Each line containing the word "React" needs to be copied.

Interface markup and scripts
******************************

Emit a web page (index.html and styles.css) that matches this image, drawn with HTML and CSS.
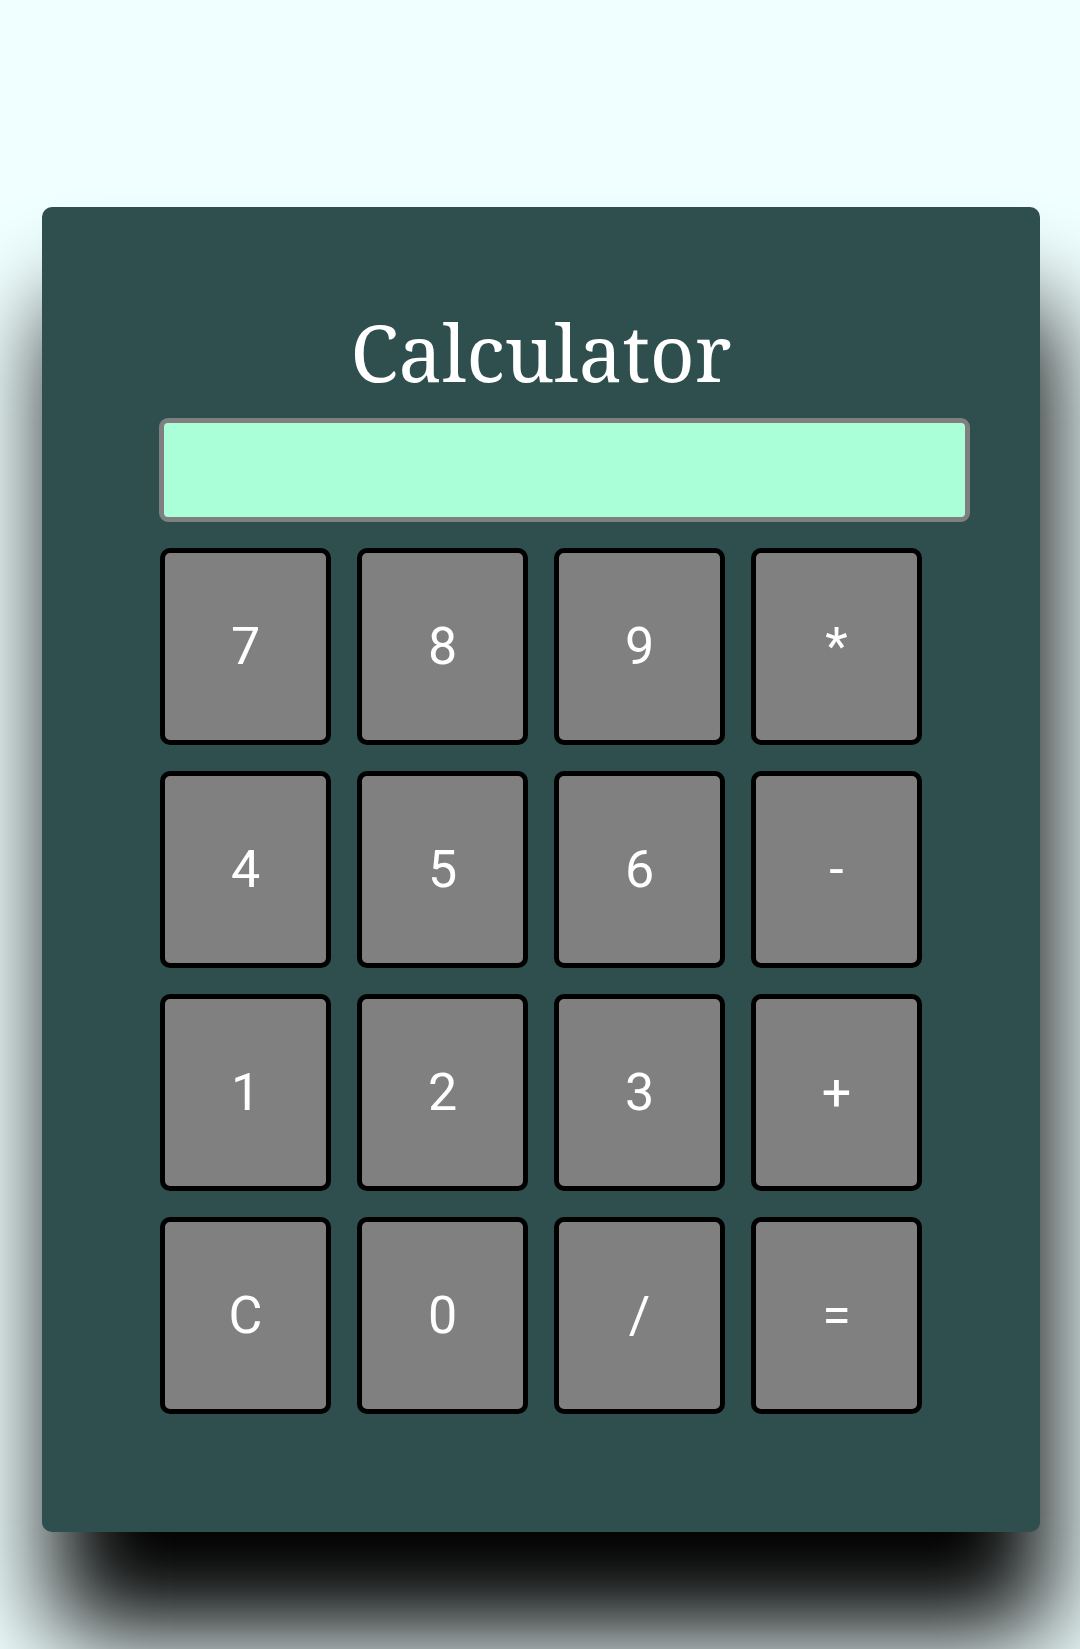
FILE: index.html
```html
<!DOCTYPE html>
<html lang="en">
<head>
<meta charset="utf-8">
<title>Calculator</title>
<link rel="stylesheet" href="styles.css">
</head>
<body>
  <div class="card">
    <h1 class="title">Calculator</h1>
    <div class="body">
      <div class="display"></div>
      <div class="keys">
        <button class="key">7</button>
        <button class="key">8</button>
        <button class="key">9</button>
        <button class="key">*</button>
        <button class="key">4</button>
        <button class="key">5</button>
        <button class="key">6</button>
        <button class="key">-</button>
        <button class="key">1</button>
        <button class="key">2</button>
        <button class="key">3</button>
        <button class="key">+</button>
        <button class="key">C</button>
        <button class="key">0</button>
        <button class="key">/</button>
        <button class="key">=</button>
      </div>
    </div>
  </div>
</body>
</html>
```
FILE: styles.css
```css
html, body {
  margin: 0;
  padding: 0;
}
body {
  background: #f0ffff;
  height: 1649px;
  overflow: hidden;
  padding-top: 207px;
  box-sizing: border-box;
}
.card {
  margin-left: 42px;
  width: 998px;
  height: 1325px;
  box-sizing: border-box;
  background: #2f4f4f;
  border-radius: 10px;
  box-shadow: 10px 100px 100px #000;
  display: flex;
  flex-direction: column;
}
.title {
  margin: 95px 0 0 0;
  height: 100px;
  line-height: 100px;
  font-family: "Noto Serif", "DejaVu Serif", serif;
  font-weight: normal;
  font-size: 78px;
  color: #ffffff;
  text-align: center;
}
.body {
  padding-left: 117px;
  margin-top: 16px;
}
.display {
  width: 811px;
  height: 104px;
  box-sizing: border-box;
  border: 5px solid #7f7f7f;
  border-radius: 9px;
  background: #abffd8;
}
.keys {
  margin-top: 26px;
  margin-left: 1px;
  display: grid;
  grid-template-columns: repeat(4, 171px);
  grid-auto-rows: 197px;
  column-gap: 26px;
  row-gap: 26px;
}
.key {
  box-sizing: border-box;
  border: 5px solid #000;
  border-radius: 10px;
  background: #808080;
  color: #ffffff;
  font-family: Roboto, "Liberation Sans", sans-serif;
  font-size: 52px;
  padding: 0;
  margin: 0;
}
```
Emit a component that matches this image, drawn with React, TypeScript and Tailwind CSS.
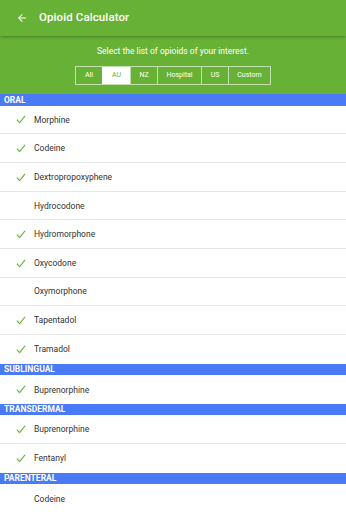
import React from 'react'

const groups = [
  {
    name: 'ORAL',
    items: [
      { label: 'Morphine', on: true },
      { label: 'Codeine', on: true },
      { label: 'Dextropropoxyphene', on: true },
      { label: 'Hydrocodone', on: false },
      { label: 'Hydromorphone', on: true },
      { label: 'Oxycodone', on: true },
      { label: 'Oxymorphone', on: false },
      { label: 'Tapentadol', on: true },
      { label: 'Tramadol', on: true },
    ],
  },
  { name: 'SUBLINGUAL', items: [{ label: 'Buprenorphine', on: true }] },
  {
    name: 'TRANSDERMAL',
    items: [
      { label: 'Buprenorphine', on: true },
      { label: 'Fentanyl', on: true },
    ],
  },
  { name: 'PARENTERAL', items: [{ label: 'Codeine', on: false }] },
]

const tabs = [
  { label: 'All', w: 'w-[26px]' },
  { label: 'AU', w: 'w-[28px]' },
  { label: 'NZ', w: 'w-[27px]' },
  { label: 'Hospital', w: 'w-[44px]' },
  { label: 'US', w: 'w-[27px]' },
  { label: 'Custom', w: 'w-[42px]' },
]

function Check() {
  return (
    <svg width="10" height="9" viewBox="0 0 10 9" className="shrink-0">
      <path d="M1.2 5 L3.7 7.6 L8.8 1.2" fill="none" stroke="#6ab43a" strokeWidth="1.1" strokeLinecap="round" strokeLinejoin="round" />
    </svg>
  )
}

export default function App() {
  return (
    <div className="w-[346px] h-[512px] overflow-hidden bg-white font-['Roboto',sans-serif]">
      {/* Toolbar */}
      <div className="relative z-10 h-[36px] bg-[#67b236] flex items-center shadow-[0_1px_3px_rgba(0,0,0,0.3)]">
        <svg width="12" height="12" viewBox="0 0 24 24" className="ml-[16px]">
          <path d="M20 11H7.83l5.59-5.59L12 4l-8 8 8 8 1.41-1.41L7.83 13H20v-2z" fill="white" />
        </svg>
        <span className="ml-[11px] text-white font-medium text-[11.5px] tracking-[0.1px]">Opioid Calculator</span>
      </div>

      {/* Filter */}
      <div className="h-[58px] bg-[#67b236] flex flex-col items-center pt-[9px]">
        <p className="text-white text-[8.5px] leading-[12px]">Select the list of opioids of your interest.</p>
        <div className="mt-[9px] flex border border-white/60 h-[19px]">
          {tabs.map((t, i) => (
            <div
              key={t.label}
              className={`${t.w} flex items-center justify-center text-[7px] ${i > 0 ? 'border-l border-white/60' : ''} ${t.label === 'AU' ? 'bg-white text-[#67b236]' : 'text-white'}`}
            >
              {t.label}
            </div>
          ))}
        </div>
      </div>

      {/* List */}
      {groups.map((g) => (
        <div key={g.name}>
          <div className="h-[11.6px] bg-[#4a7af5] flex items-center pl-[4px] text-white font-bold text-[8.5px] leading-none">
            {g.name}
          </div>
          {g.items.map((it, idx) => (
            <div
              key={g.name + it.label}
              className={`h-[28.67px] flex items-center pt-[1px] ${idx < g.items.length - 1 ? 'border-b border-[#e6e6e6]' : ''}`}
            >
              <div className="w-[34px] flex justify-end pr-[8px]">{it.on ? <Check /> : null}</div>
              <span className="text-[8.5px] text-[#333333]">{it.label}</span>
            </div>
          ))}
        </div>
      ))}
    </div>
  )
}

******************************

ANSWER TO THIS TASK.
Emit a component that matches this image, drawn with React, TypeScript and Tailwind CSS.
import React from 'react'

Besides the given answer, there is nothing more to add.